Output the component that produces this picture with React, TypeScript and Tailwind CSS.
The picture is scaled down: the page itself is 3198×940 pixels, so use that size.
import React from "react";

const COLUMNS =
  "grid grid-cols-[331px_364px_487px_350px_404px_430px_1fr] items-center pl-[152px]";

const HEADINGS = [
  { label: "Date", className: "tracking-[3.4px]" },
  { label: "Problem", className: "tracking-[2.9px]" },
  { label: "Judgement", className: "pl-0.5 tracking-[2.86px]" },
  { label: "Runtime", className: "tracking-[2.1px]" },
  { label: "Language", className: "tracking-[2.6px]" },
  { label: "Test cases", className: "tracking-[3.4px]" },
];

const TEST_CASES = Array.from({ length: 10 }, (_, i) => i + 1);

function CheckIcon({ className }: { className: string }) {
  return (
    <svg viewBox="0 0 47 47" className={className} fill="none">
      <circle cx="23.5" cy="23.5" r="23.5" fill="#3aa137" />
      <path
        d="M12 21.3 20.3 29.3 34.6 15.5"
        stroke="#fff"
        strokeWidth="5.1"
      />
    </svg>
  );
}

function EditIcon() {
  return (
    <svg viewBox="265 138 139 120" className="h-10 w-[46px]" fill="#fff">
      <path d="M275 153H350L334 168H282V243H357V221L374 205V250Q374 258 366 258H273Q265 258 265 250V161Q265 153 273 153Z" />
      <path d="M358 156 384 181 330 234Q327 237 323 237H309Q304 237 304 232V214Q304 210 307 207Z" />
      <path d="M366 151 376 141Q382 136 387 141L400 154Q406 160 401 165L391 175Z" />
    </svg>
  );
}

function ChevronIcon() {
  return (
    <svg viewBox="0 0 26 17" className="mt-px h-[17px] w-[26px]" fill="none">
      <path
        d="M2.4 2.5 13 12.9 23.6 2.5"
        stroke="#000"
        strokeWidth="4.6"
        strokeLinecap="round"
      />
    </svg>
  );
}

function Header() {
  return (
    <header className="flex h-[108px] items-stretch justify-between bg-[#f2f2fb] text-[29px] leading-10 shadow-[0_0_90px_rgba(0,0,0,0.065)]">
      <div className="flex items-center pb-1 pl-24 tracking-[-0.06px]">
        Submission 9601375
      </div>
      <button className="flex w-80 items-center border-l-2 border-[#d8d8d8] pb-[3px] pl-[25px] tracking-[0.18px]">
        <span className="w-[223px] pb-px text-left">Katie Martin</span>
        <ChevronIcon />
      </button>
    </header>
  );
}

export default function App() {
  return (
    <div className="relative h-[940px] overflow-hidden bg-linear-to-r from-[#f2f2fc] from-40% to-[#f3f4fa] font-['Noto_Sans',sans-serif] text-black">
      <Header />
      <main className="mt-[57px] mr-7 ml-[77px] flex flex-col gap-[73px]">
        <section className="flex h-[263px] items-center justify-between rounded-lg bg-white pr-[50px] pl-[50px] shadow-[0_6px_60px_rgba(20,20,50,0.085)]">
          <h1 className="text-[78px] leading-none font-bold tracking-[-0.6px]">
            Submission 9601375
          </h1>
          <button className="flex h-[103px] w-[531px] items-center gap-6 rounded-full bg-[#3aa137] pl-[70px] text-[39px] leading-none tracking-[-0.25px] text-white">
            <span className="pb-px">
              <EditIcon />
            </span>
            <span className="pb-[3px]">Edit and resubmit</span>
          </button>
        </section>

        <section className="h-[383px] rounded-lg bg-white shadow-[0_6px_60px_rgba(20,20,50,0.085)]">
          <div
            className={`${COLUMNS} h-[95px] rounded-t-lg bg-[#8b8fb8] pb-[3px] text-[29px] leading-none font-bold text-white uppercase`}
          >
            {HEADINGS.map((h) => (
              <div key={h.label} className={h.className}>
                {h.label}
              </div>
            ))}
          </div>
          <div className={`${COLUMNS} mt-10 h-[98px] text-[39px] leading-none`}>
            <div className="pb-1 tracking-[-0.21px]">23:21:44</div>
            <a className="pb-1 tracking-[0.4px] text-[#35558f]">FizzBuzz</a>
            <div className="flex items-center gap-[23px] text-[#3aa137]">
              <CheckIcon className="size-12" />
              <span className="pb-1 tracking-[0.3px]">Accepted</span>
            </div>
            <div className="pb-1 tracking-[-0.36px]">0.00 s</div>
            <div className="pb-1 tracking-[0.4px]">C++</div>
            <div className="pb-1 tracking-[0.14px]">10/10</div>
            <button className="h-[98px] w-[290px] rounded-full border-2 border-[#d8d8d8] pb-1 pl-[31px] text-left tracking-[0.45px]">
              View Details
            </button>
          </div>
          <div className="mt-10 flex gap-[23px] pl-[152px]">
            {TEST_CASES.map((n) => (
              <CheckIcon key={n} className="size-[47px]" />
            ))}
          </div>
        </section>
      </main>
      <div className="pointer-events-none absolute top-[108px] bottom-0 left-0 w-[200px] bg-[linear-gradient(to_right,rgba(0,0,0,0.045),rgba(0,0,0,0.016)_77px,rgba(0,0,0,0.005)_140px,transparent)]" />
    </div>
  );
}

═══

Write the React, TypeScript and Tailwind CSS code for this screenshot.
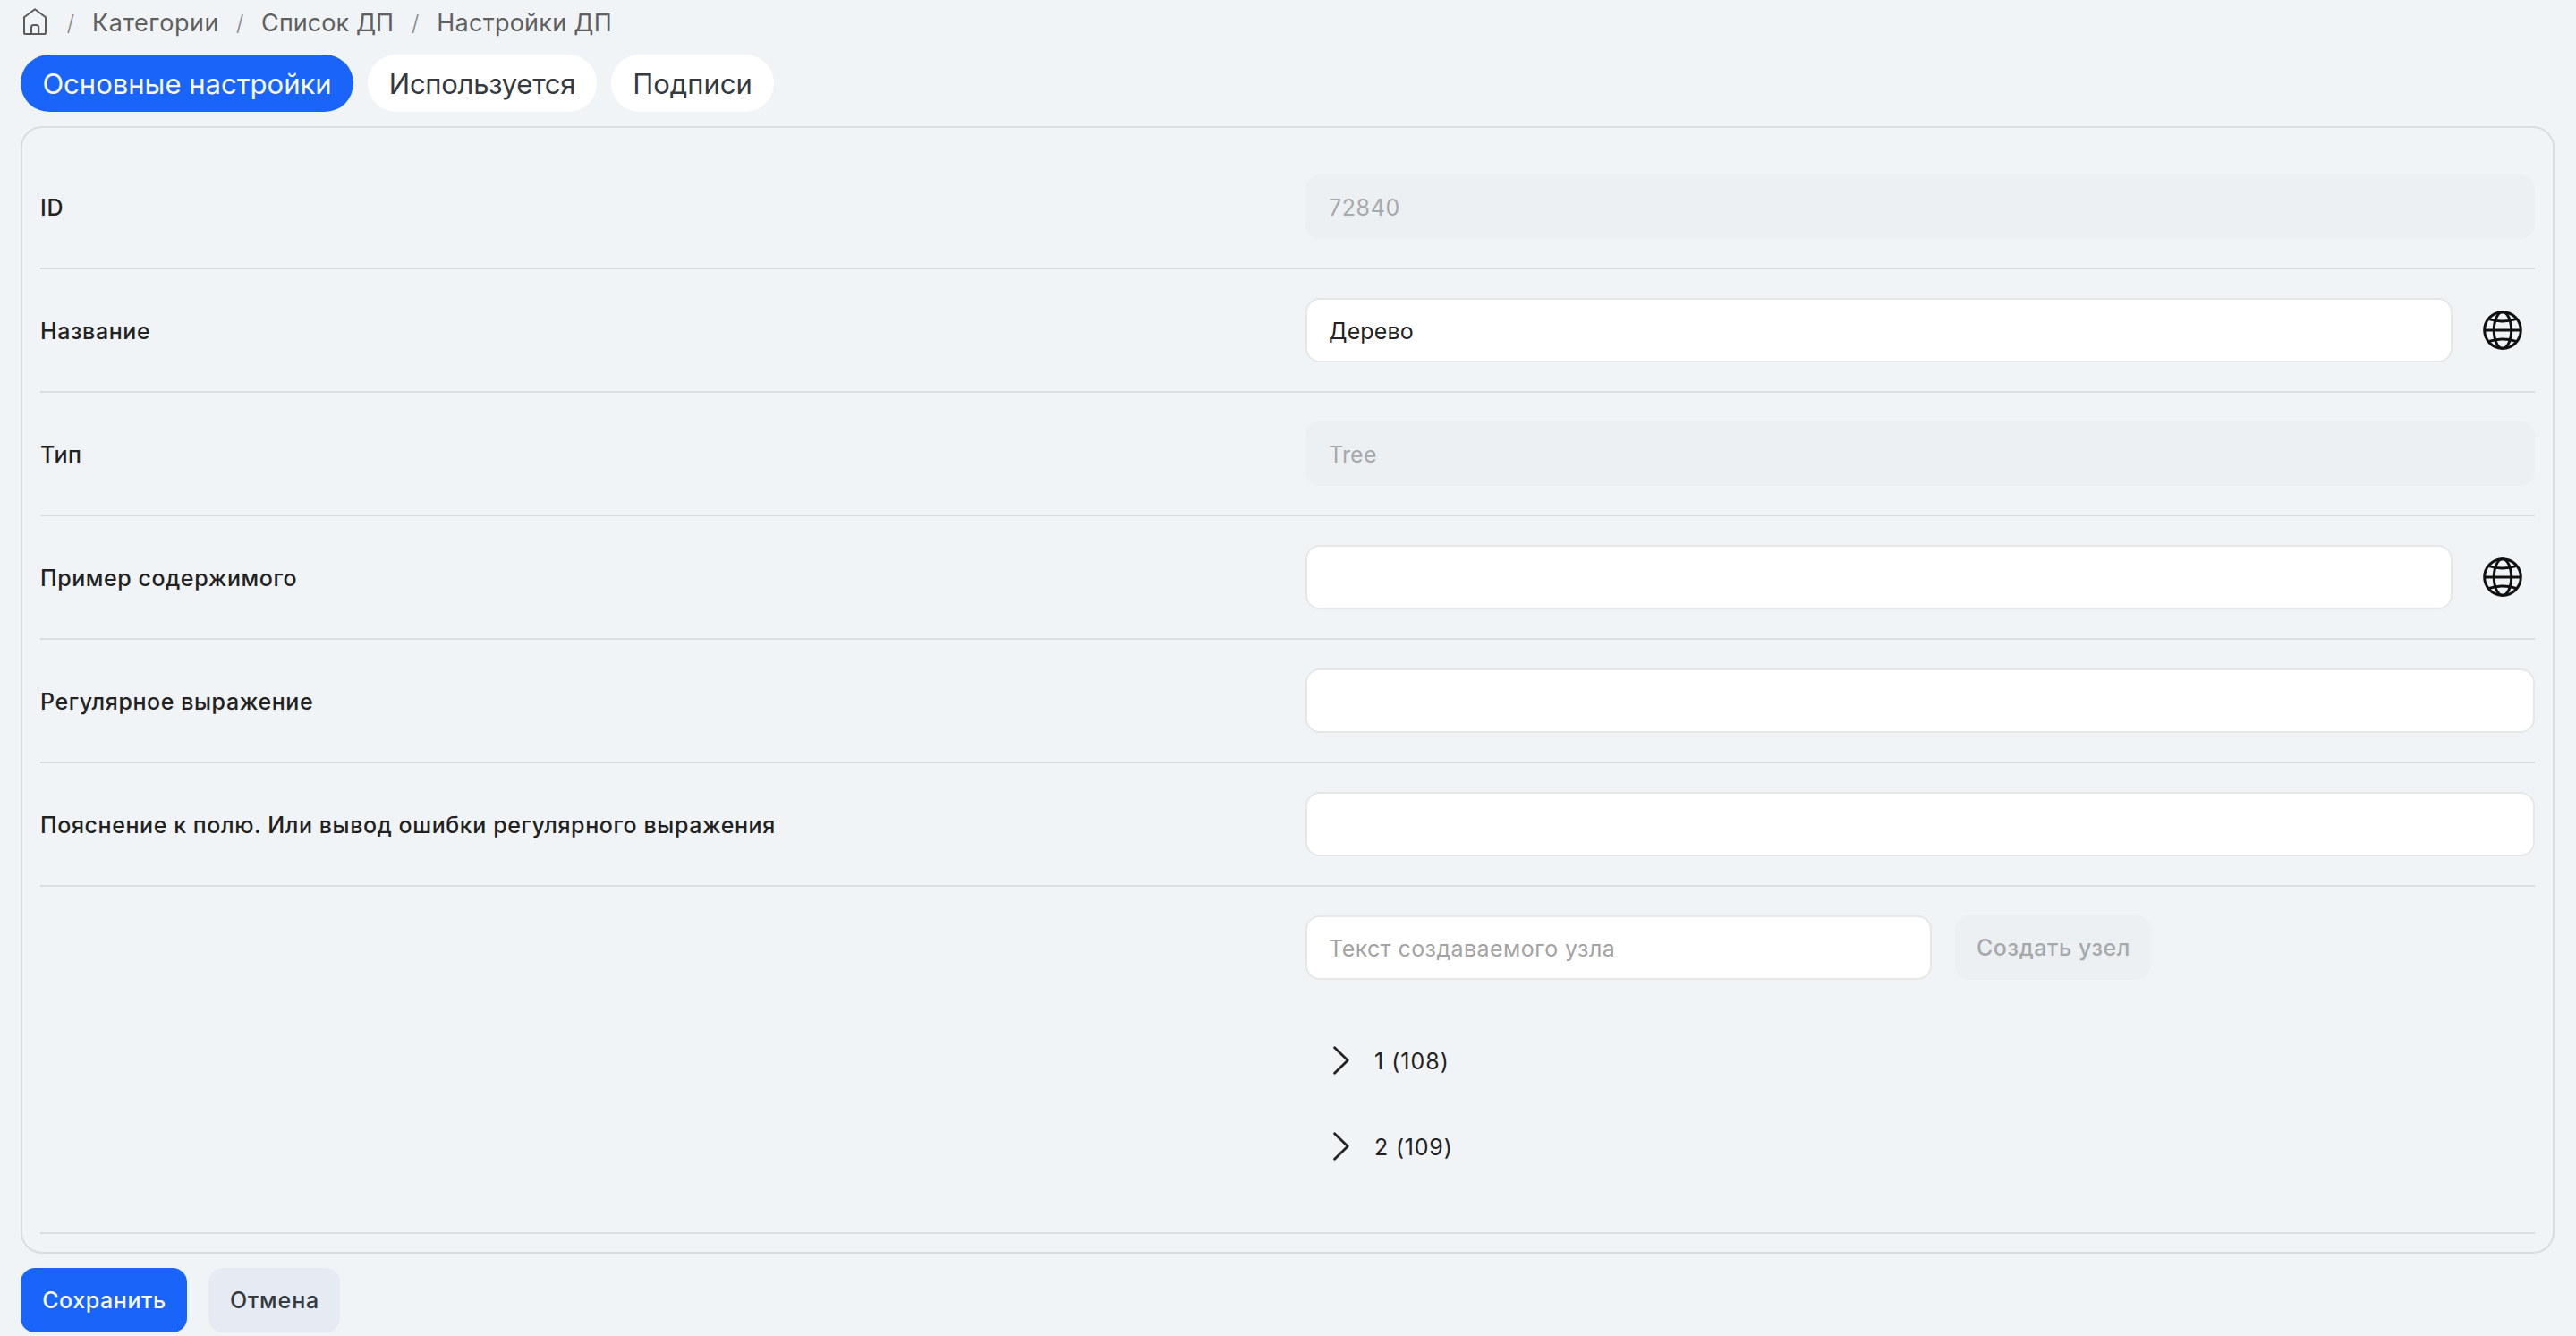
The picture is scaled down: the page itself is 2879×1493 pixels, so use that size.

═══

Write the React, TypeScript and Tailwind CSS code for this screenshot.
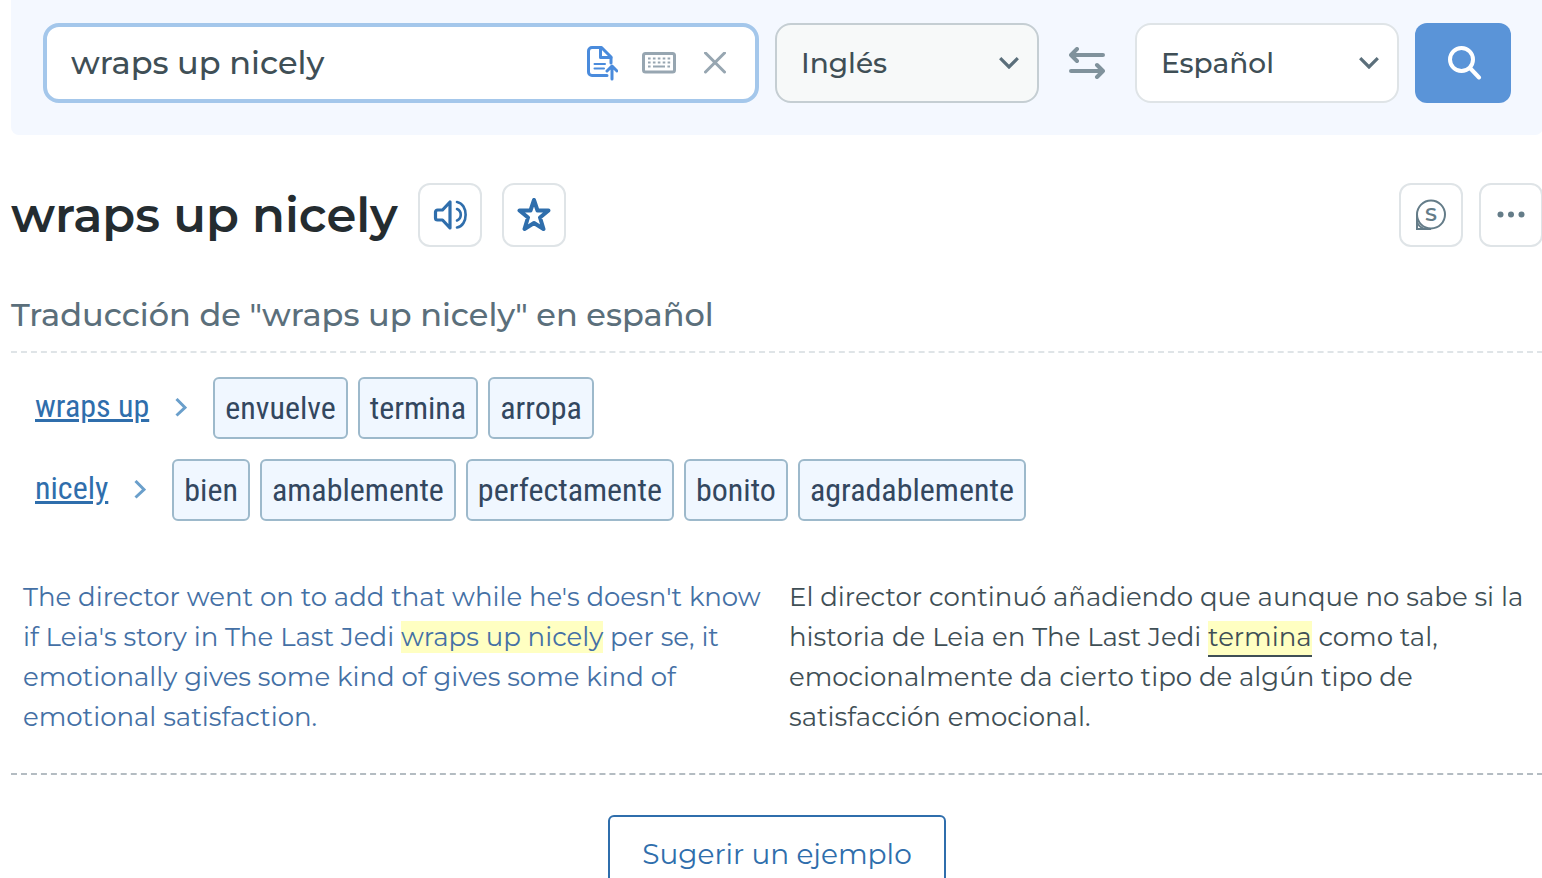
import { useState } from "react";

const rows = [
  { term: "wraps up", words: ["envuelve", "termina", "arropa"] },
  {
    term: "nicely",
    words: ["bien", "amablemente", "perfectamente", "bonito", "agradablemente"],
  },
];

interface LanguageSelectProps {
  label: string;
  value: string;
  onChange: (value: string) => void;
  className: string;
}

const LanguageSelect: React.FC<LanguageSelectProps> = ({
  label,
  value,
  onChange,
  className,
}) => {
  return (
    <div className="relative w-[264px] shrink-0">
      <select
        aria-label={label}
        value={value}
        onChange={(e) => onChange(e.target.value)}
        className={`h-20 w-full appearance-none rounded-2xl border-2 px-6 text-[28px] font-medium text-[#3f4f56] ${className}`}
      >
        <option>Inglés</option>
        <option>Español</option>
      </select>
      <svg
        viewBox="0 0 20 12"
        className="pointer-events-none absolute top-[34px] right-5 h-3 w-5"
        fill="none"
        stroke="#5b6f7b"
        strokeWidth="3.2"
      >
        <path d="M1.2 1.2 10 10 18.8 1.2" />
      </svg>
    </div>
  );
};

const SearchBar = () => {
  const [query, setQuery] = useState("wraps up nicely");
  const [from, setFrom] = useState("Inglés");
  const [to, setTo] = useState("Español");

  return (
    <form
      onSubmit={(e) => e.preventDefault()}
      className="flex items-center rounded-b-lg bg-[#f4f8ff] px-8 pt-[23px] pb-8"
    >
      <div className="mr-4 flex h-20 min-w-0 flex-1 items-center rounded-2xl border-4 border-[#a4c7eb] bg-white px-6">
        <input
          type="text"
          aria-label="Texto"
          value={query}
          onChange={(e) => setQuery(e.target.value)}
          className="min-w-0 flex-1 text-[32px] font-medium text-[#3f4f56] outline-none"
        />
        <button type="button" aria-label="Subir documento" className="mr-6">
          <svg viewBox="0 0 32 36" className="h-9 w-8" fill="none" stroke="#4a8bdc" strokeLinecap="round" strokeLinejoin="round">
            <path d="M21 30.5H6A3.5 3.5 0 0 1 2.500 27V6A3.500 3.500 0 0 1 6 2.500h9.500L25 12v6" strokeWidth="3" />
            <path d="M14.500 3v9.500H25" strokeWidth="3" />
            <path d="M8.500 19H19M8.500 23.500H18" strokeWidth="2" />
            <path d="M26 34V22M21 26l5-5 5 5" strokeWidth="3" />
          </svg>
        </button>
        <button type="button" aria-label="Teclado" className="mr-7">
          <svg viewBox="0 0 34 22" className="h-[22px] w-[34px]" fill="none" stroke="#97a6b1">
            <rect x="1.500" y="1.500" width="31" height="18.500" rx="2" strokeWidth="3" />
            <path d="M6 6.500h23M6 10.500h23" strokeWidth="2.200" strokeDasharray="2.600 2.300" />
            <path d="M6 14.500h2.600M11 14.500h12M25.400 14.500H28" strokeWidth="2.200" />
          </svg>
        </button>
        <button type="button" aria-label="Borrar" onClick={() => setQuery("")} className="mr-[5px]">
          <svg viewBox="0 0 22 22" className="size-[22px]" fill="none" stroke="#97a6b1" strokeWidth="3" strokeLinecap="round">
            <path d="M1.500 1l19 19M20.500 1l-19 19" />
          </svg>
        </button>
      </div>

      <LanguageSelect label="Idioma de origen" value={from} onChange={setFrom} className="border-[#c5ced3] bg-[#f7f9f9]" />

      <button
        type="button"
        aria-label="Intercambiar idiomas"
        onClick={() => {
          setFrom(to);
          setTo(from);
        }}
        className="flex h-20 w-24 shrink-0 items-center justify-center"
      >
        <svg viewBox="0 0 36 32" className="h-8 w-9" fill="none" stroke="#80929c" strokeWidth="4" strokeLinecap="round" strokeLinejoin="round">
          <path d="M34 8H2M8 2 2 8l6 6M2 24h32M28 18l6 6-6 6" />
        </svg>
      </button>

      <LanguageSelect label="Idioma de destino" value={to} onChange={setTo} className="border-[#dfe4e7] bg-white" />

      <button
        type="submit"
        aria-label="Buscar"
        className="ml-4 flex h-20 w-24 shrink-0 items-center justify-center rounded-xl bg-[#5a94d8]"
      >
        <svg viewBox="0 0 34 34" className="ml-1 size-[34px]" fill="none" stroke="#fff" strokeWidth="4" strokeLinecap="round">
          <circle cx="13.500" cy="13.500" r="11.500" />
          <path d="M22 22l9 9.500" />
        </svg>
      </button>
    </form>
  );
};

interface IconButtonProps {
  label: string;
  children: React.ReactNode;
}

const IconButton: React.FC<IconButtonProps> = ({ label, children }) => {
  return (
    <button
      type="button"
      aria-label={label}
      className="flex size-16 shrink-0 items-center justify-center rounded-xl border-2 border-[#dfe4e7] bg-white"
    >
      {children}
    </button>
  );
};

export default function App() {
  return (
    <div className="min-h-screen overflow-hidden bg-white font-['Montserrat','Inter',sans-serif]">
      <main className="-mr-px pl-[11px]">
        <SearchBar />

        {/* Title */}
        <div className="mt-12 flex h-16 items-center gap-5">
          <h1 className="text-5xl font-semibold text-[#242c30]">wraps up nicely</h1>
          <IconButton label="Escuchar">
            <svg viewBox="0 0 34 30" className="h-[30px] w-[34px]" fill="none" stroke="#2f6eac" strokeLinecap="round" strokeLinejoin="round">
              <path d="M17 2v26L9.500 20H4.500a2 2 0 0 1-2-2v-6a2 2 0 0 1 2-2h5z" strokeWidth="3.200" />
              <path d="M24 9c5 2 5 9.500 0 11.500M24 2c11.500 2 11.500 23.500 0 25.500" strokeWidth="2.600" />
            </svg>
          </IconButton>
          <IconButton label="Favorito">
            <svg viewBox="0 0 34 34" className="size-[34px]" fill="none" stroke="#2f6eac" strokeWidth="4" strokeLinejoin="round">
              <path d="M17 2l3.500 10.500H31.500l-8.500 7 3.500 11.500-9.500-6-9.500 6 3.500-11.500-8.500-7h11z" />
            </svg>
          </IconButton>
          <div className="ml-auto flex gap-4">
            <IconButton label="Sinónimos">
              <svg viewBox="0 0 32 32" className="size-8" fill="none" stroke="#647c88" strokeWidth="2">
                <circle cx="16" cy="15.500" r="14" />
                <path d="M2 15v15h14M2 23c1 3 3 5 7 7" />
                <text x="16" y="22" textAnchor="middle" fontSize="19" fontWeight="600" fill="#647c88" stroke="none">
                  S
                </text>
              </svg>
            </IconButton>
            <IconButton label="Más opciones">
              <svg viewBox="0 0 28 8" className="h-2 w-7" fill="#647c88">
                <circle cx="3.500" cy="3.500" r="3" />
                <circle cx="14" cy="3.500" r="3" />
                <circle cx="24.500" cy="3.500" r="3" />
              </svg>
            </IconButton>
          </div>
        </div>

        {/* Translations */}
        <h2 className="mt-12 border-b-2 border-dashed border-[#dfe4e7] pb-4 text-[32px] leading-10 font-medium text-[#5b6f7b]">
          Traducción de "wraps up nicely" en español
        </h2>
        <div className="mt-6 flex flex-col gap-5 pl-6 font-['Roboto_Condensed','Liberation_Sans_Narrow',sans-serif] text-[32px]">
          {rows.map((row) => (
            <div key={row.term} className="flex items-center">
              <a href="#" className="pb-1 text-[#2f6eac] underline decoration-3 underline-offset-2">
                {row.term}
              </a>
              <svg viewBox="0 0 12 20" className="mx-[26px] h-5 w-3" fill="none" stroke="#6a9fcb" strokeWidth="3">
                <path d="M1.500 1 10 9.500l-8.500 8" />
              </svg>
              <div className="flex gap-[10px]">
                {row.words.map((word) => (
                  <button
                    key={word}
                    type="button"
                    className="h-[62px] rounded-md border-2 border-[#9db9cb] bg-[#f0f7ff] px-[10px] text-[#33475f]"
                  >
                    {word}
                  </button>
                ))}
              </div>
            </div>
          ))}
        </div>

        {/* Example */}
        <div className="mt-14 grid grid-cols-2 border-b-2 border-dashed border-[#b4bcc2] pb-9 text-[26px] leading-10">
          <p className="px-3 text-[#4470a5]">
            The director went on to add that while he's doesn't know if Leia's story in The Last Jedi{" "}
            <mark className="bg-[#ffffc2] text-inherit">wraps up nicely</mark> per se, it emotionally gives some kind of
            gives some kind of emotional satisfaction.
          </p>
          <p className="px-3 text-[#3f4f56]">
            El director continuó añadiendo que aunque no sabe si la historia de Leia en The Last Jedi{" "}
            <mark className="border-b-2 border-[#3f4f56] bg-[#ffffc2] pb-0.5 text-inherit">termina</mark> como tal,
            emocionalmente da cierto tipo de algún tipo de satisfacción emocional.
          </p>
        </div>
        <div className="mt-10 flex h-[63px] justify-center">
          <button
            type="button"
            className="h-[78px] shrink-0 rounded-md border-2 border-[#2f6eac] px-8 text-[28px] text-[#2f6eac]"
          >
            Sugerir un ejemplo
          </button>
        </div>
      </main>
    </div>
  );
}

═══

▶ EXERCISE AIM:
Copy every line above that includes the string "down".

▶ OUTPUT OF THE EXERCISE:
The picture is scaled down: the page itself is 3198×940 pixels, so use that size.
The picture is scaled down: the page itself is 2879×1493 pixels, so use that size.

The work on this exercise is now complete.